● Task objective
From the listing below, pull out the lines that hold "index".

● Dataset excerpt
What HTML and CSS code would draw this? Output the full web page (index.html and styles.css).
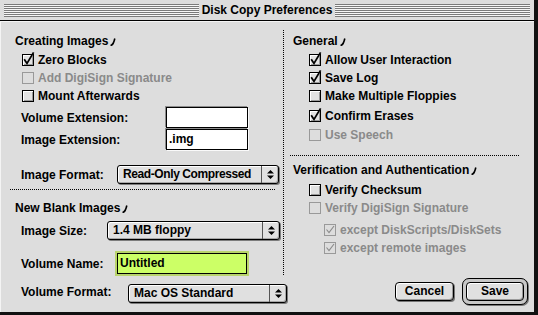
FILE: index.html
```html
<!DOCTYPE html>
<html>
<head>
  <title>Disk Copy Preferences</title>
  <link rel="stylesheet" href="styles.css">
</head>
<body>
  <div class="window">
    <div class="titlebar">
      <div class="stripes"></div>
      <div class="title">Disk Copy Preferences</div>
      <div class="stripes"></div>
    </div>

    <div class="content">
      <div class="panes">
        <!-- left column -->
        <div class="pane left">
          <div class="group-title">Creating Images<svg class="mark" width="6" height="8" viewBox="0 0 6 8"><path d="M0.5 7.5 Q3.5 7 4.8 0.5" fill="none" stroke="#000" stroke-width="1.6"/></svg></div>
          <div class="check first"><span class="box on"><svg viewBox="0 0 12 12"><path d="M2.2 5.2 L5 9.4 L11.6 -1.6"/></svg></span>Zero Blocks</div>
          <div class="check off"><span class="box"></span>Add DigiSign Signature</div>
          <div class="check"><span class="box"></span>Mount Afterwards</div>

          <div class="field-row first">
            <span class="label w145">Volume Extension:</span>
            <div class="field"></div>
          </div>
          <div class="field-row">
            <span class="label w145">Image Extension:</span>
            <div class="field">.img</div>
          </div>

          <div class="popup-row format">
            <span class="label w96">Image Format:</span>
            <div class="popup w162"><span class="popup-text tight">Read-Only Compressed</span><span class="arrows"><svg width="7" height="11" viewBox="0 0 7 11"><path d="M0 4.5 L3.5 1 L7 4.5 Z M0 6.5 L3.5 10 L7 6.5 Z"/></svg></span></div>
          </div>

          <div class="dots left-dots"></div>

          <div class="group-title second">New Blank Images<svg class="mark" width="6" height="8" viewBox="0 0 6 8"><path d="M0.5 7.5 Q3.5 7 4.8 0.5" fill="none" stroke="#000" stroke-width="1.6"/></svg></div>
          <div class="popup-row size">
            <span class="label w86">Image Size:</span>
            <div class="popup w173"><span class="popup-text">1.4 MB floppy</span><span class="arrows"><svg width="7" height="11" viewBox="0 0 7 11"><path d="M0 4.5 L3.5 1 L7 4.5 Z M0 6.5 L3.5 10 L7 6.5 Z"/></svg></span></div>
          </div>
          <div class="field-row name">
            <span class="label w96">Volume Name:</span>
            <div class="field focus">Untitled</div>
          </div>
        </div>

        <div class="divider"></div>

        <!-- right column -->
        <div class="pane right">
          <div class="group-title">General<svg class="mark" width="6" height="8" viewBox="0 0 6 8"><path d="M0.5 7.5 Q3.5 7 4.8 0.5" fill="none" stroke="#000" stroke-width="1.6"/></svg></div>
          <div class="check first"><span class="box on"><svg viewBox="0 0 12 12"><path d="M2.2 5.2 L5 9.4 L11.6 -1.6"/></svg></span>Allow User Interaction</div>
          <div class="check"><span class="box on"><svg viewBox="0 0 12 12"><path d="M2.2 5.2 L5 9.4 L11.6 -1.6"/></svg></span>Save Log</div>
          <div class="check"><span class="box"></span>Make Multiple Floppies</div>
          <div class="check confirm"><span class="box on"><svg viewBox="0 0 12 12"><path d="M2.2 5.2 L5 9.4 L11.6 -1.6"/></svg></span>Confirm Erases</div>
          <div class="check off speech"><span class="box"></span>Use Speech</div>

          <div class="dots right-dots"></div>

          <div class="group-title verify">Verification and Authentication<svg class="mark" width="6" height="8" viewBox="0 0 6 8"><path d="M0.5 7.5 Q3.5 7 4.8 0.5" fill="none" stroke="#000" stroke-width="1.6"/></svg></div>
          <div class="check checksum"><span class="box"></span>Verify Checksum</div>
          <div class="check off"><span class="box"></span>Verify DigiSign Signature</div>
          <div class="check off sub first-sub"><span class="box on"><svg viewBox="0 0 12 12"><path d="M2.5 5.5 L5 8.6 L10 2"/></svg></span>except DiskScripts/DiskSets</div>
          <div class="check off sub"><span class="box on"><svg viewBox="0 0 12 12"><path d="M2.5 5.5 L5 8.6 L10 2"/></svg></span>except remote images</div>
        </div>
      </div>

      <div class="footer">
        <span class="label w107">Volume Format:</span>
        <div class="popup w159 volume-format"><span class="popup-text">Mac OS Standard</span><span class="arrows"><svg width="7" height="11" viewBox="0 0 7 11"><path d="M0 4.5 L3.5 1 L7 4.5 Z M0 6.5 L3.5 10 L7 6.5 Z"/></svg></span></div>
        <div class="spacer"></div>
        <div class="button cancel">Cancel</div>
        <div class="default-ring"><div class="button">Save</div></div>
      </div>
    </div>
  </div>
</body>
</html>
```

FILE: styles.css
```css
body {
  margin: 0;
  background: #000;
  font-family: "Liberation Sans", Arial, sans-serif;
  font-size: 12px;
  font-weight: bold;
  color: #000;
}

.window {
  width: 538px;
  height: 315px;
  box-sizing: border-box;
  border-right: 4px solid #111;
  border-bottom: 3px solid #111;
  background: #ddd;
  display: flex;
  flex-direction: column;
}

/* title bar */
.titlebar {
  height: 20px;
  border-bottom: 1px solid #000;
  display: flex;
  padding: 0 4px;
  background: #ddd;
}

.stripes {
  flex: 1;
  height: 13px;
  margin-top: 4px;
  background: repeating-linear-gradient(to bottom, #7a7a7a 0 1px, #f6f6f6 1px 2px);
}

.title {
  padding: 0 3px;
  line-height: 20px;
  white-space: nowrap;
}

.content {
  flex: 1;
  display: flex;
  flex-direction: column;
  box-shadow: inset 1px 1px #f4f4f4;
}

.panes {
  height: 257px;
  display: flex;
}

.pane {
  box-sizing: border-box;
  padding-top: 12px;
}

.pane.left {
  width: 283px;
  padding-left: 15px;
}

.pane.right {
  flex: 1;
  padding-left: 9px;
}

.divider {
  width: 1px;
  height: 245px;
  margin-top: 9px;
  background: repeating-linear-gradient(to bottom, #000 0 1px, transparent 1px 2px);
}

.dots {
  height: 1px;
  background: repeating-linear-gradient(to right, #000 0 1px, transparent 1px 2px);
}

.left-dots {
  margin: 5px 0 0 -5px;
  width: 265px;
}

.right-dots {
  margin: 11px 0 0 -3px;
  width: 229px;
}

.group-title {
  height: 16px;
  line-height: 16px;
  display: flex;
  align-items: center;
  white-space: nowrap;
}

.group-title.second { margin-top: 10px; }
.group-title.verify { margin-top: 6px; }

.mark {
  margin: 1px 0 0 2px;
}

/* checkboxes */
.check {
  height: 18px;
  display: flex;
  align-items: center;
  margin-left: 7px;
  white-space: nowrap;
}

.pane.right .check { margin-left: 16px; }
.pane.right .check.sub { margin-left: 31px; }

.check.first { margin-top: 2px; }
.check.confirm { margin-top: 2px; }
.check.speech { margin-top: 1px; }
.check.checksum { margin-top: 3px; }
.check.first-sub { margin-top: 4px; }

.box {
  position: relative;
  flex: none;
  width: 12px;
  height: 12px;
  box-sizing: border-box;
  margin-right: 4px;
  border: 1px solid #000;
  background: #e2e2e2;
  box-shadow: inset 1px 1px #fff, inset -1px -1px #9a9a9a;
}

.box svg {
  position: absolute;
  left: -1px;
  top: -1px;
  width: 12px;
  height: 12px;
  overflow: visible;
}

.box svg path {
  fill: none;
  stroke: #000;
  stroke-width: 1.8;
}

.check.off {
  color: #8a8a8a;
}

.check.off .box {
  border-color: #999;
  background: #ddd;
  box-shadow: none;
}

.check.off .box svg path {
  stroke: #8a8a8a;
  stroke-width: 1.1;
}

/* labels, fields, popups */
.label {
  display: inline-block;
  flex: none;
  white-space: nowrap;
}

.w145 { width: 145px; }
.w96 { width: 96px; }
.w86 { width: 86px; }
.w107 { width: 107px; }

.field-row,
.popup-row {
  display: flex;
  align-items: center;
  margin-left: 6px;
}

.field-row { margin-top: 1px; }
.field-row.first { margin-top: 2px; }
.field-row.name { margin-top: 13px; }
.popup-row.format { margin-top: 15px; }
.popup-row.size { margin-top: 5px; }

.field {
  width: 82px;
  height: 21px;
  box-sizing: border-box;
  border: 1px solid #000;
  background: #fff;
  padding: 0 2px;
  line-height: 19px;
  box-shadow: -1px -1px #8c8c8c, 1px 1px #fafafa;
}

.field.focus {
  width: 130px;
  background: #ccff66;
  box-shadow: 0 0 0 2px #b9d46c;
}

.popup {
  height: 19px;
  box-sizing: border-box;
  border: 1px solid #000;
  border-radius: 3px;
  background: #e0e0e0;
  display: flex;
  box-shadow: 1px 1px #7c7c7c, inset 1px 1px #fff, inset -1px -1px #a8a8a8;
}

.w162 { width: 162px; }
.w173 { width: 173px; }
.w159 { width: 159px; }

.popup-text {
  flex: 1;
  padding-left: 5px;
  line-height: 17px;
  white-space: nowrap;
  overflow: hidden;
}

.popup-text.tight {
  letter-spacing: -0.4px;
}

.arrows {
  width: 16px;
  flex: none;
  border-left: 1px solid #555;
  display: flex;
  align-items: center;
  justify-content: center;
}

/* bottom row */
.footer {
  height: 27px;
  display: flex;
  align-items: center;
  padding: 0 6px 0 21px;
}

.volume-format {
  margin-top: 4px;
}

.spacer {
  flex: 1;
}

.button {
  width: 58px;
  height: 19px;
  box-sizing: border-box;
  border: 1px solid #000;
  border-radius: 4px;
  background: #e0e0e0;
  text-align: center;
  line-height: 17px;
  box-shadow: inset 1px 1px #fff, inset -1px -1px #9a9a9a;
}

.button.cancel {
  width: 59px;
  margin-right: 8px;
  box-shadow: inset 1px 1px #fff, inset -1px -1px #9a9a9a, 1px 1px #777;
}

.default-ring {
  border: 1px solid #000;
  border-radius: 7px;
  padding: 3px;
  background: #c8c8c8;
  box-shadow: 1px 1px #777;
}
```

● Task solution
What HTML and CSS code would draw this? Output the full web page (index.html and styles.css).
FILE: index.html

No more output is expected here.